Start of Source data

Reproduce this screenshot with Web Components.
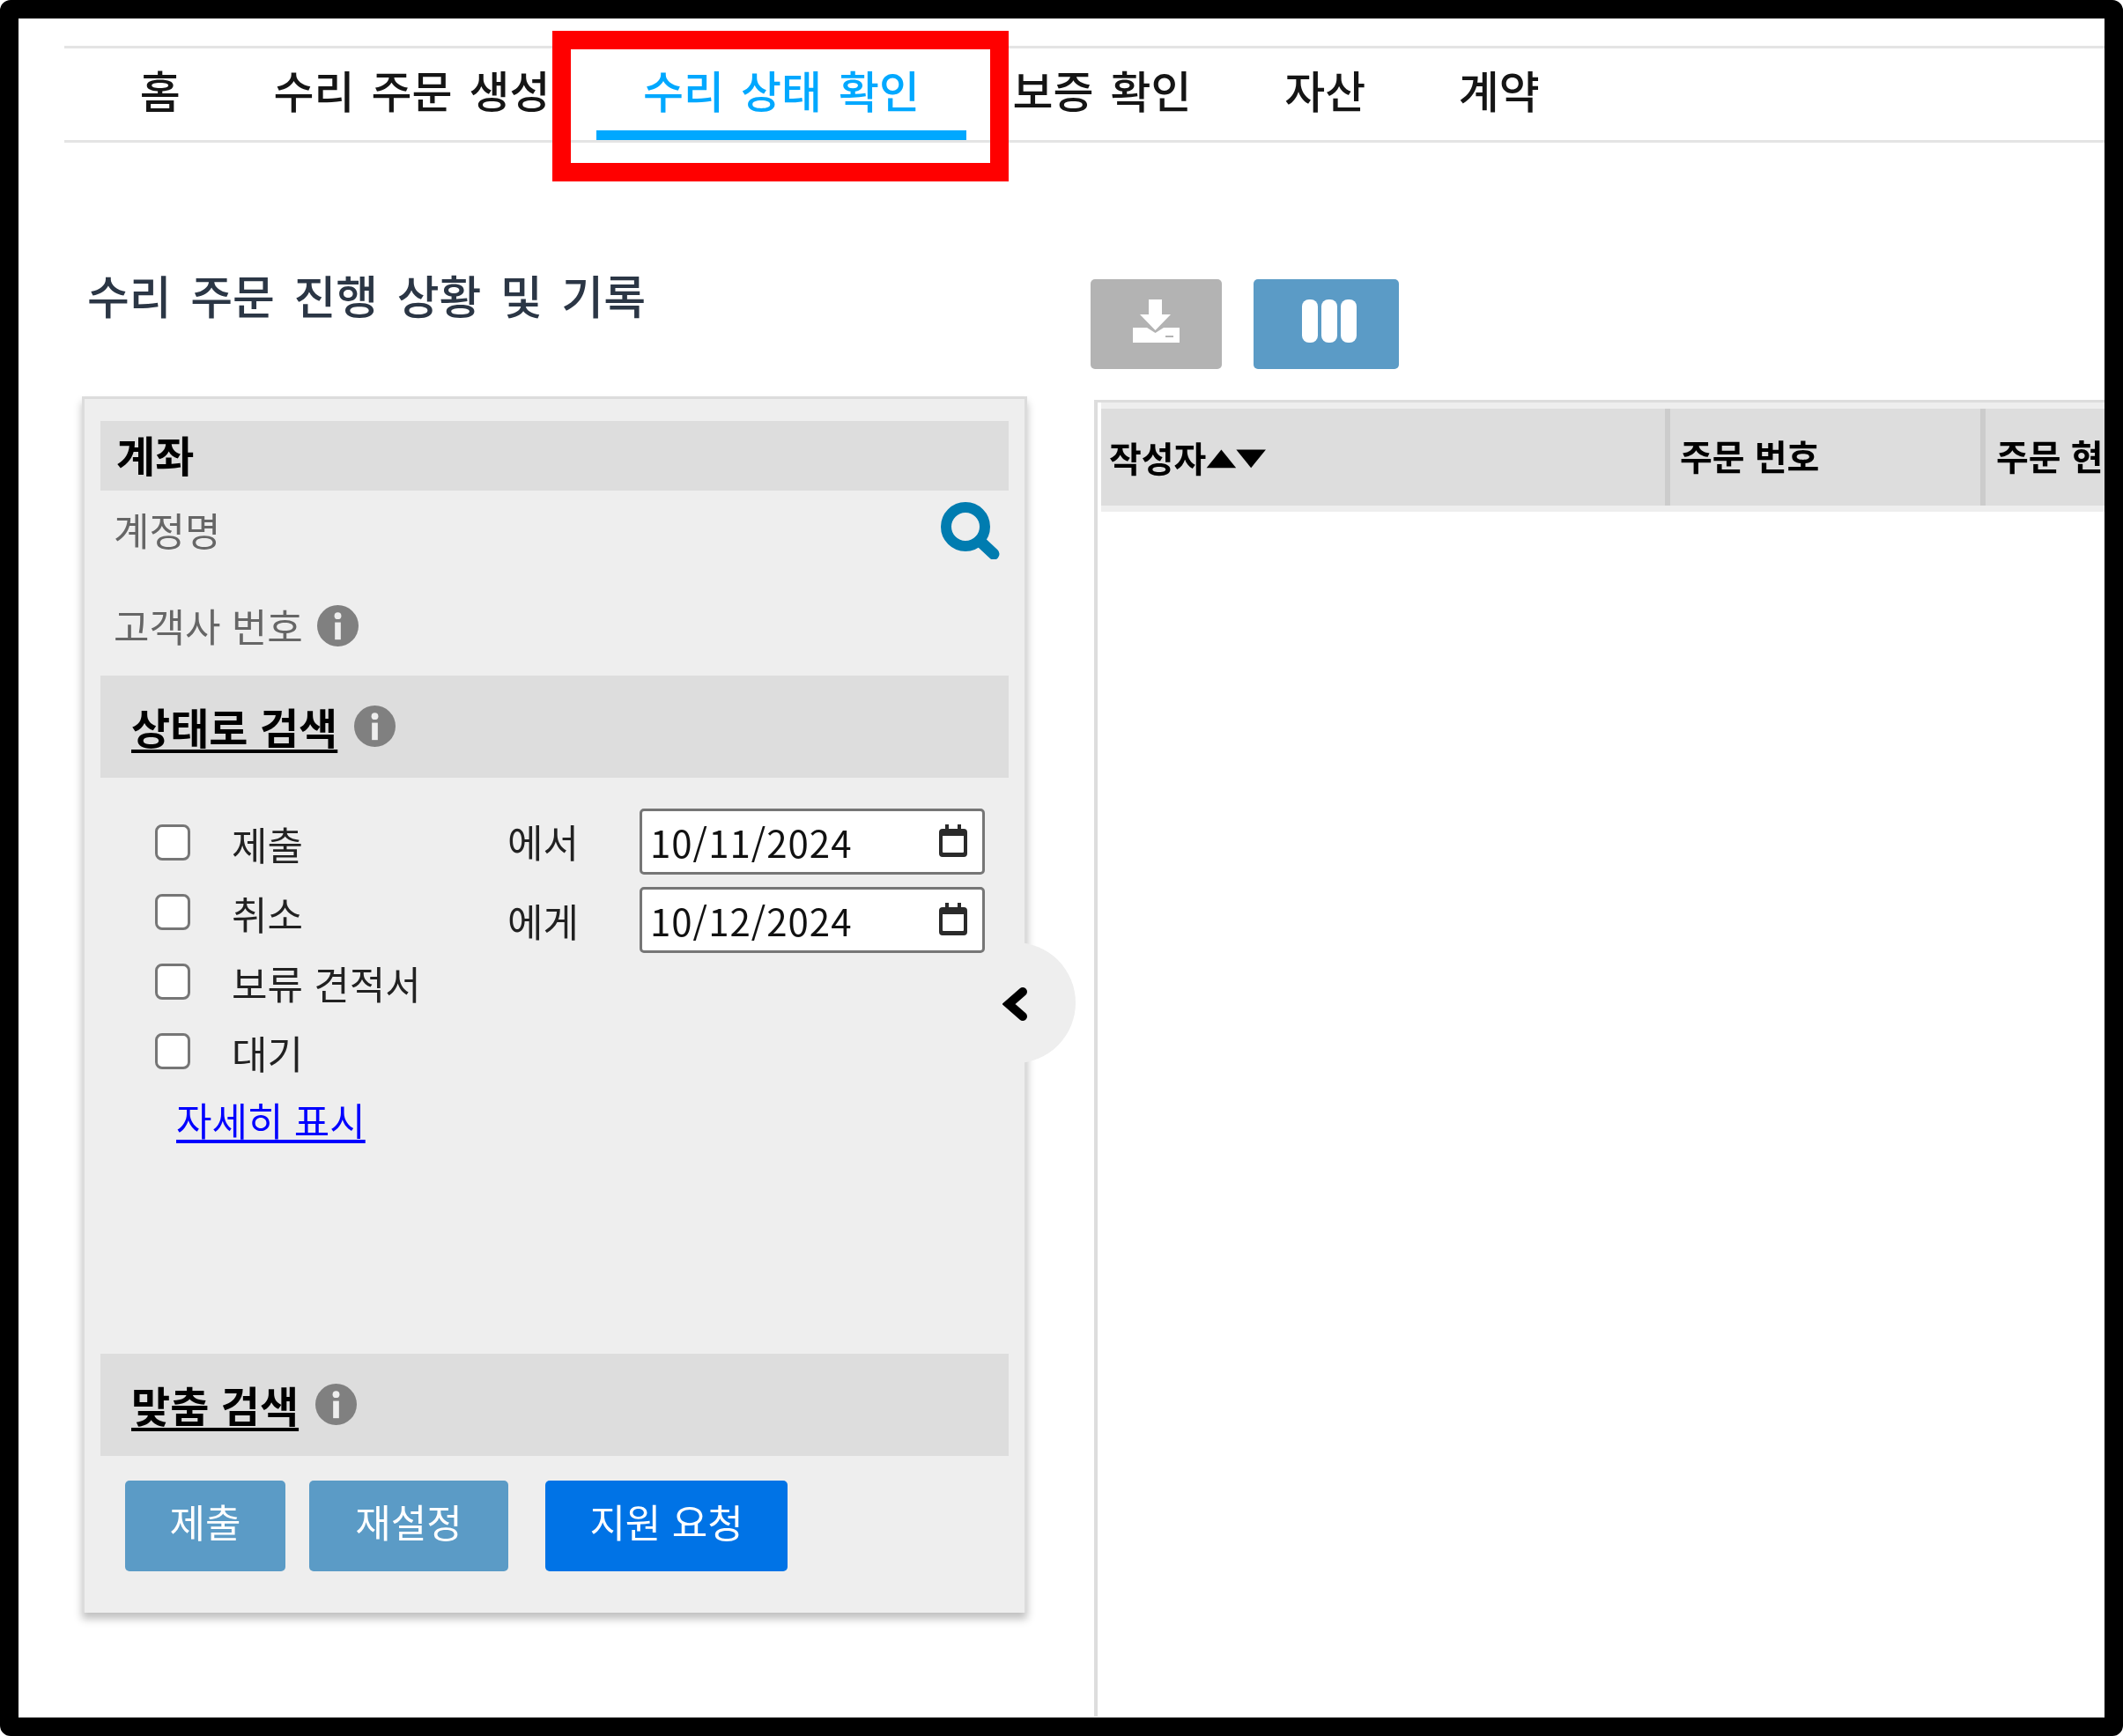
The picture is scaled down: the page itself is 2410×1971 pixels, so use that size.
<!DOCTYPE html>
<html lang="ko"><head><meta charset="utf-8"><style>
html,body{margin:0;padding:0;background:#fff}
body{width:2410px;height:1971px;overflow:hidden;font-family:"Noto Sans CJK KR","Noto Sans",sans-serif}
</style></head><body>
<app-frame>
  <main-nav slot="nav"></main-nav>
  <div slot="left"><page-title>수리 주문 진행 상황 및 기록</page-title><filter-panel></filter-panel></div>
  <div slot="right"><tool-bar></tool-bar><data-table></data-table></div>
</app-frame>
<script>
const INFO=`<svg viewBox="0 0 24 24" width="47" height="47"><circle cx="12" cy="12" r="12" fill="#808080"/><circle cx="12" cy="6.200" r="2" fill="#eee"/><rect x="10.300" y="10" width="3.400" height="10" fill="#eee"/></svg>`;
function def(name,html){customElements.define(name,class extends HTMLElement{constructor(){super();this.attachShadow({mode:'open'}).innerHTML=html}})}

def('app-frame',`<style>
:host{display:block;box-sizing:border-box;width:2410px;height:1971px;border:21px solid #000;border-radius:12px;background:#fff;position:relative;overflow:hidden;filter:blur(.6px)}
.content{display:grid;grid-template-columns:1145px 1fr;height:1787px}
.red{position:absolute;left:606px;top:14px;width:518px;height:171px;box-sizing:border-box;border:21px solid #f00;pointer-events:none}
.left{padding-left:72px;padding-top:141px;box-sizing:border-box}
.right{padding-left:76px;padding-top:155px;box-sizing:border-box;overflow:hidden}
</style><slot name="nav"></slot><div class="content"><div class="left"><slot name="left"></slot></div><div class="right"><slot name="right"></slot></div></div><div class="red"></div>`);

def('main-nav',`<style>
:host{display:flex;box-sizing:border-box;margin:31px 0 0 52px;height:110px;border-top:3px solid #e4e4e4;border-bottom:3px solid #e4e4e4;padding-left:33px;color:#151515;font-size:50px;font-weight:500;white-space:nowrap}
a{padding:0 52.800px;height:104px;line-height:93px;word-spacing:5px;box-sizing:border-box}
a:first-child{padding:0 48px 0 54px}
a.on{color:#00a8ff;border-bottom:11px solid #00a8ff}
</style><a>홈</a><a>수리 주문 생성</a><a class="on">수리 상태 확인</a><a>보증 확인</a><a>자산</a><a>계약</a>`);

def('page-title',`<style>:host{display:block;height:147px;font-size:52px;font-weight:500;line-height:64px;color:#2b3645;padding-left:6px;word-spacing:7px;white-space:nowrap}</style><slot></slot>`);

def('panel-head',`<style>
:host{display:flex;align-items:center;box-sizing:border-box;background:#ddd;color:#000;font-weight:700;font-size:48px;white-space:nowrap}
</style><slot></slot>`);

def('check-row',`<style>
:host{display:flex;align-items:center;height:79px;color:#222;font-size:44px;white-space:nowrap}
i{box-sizing:border-box;width:40px;height:41px;border:3px solid #767676;border-radius:8px;background:#fff;margin-right:47px;flex:none}
span{margin-top:3px}
</style><i></i><span><slot></slot></span>`);

def('date-field',`<style>
:host{display:flex;align-items:center;justify-content:space-between;box-sizing:border-box;width:392px;height:75px;border:3px solid #767676;border-radius:5px;background:#fff;padding:0 16px 0 9px;color:#111;font-size:42px;letter-spacing:1px}
svg{display:block;margin-top:-4px}
</style><slot></slot><svg width="34" height="38" viewBox="0 0 34 38"><path d="M8 1h4v5h10V1h4v5h3a4 4 0 0 1 4 4v24a4 4 0 0 1-4 4H5a4 4 0 0 1-4-4V10a4 4 0 0 1 4-4h3z M5 14v18a1 1 0 0 0 1 1h22a1 1 0 0 0 1-1V14z" fill="#2a2a2a" fill-rule="evenodd"/></svg>`);

def('panel-button',`<style>
:host{display:flex;justify-content:center;box-sizing:border-box;height:103px;line-height:92px;border-radius:5px;background:#5b9bc6;color:#fff;font-size:44px;white-space:nowrap}
:host([primary]){background:#0073e6}
</style><slot></slot>`);

def('filter-panel',`<style>
:host{display:block;position:relative;box-sizing:border-box;width:1073px;height:1381px;background:#eee;border:3px solid #dcdcdc;border-bottom:0;box-shadow:0 7px 9px rgba(0,0,0,.25);padding:25px 18px 0}
.h1{height:79px;padding:0 0 6px 18px}
.lbl{display:flex;align-items:center;color:#666;font-size:44px;padding-left:15px;white-space:nowrap;box-sizing:border-box}
.r1{height:90px;justify-content:space-between;padding-right:10px}
.r1 span{margin-bottom:3px}
.r2{height:120px;padding-top:6px}
.r2 svg{margin-left:16px}
.h2{height:116px;padding:0 0 2px 35px}
.h2 u{text-underline-offset:6px;margin-right:19px}
.filters{display:grid;grid-template-columns:462px 150px 1fr;height:654px;padding:34px 0 0 0;box-sizing:border-box}
.checks{padding:0 0 0 62px}
.more{display:block;margin:6px 0 0 24px;color:#00f;font-size:44px;text-decoration:underline;text-underline-offset:4px;white-space:nowrap}
.lab{display:flex;flex-direction:column;font-size:44px;color:#222;padding-top:14px}
.lab span{height:90px;line-height:48px}
.dates{display:flex;flex-direction:column;gap:14px;padding-top:1px}
.btns{display:flex;padding:28px 0 0 28px}
.btns :nth-child(1){width:182px;margin-right:27px}
.btns :nth-child(2){width:226px;margin-right:42px}
.btns :nth-child(3){width:275px}
.tab{position:absolute;left:988px;top:617px;width:137px;height:137px;border-radius:50%;background:#eee;clip-path:inset(0 0 0 70px)}
.chev{position:absolute;left:1042px;top:667px}
</style>
<panel-head class="h1">계좌</panel-head>
<div class="lbl r1"><span>계정명</span><svg width="67" height="65" viewBox="0 0 67 65"><circle cx="28" cy="28" r="22" fill="none" stroke="#007cb0" stroke-width="12"/><path d="M44 44l16 15" stroke="#007cb0" stroke-width="13" stroke-linecap="round"/></svg></div>
<div class="lbl r2"><span>고객사 번호</span>${INFO}</div>
<panel-head class="h2"><u>상태로 검색</u>${INFO}</panel-head>
<div class="filters">
 <div class="checks"><check-row>제출</check-row><check-row>취소</check-row><check-row>보류 견적서</check-row><check-row>대기</check-row><a class="more">자세히 표시</a></div>
 <div class="lab"><span>에서</span><span>에게</span></div>
 <div class="dates"><date-field>10/11/2024</date-field><date-field>10/12/2024</date-field></div>
</div>
<panel-head class="h2"><u>맞춤 검색</u>${INFO}</panel-head>
<div class="btns"><panel-button>제출</panel-button><panel-button>재설정</panel-button><panel-button primary>지원 요청</panel-button></div>
<div class="tab"></div>
<svg class="chev" width="30" height="40" viewBox="0 0 30 40"><path d="M23 6L7 20l16 14" fill="none" stroke="#000" stroke-width="10" stroke-linecap="round" stroke-linejoin="miter"/></svg>`);

def('tool-bar',`<style>
:host{display:flex;gap:36px;height:102px;margin-left:-4px}
div{height:102px;border-radius:5px;display:flex;align-items:center;justify-content:center}
.a{width:149px;background:#b3b3b3}.b{width:165px;background:#5b9bc6}
svg{margin-bottom:7px}.b svg{margin-left:7px}
</style><div class="a"><svg width="53" height="49" viewBox="0 0 53 49"><path fill="#fff" d="M18 0h15v17h10L25.500 35 8 17h10z"/><path fill="#fff" d="M0 32H16L25.500 38 35 32H53V49H0z"/><rect x="37" y="41" width="9" height="2" fill="#b3b3b3"/></svg></div><div class="b"><svg width="62" height="49" viewBox="0 0 62 49"><g fill="#fff"><rect x="0" width="18" height="49" rx="8"/><rect x="22" width="18" height="49" rx="8"/><rect x="44" width="18" height="49" rx="8"/></g></svg></div>`);

def('data-table',`<style>
:host{display:block;box-sizing:border-box;margin-top:35px;height:1600px;border-left:4px solid #ddd;border-top:3px solid #ddd;color:#000;overflow:hidden}
.hd{display:grid;grid-template-columns:646px 358px 200px;border-top:7px solid #eee;border-bottom:7px solid #eee;margin-left:4px;width:1204px}
.c{box-sizing:border-box;height:110px;background:#ddd;font-size:40px;font-weight:700;line-height:1;padding:33px 0 0 9px;white-space:nowrap;border-right:6px solid #ccc}
.c:first-child{padding-top:35px}
.c:nth-child(2){padding-left:11px}.c:nth-child(3){padding-left:12px;border:0}
b{display:inline-block;font:400 44px/40px "DejaVu Sans",sans-serif;transform:scaleY(.62);vertical-align:top}
</style><div class="hd"><div class="c">작성자<b>▲▼</b></div><div class="c">주문 번호</div><div class="c">주문 현</div></div>`);
</script>
</body></html>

End of Source data

§ **Work to be completed**: Using the material above, gather every line that includes "this".

§ **Full answer**:
Reproduce this screenshot with Web Components.
function def(name,html){customElements.define(name,class extends HTMLElement{constructor(){super();this.attachShadow({mode:'open'}).innerHTML=html}})}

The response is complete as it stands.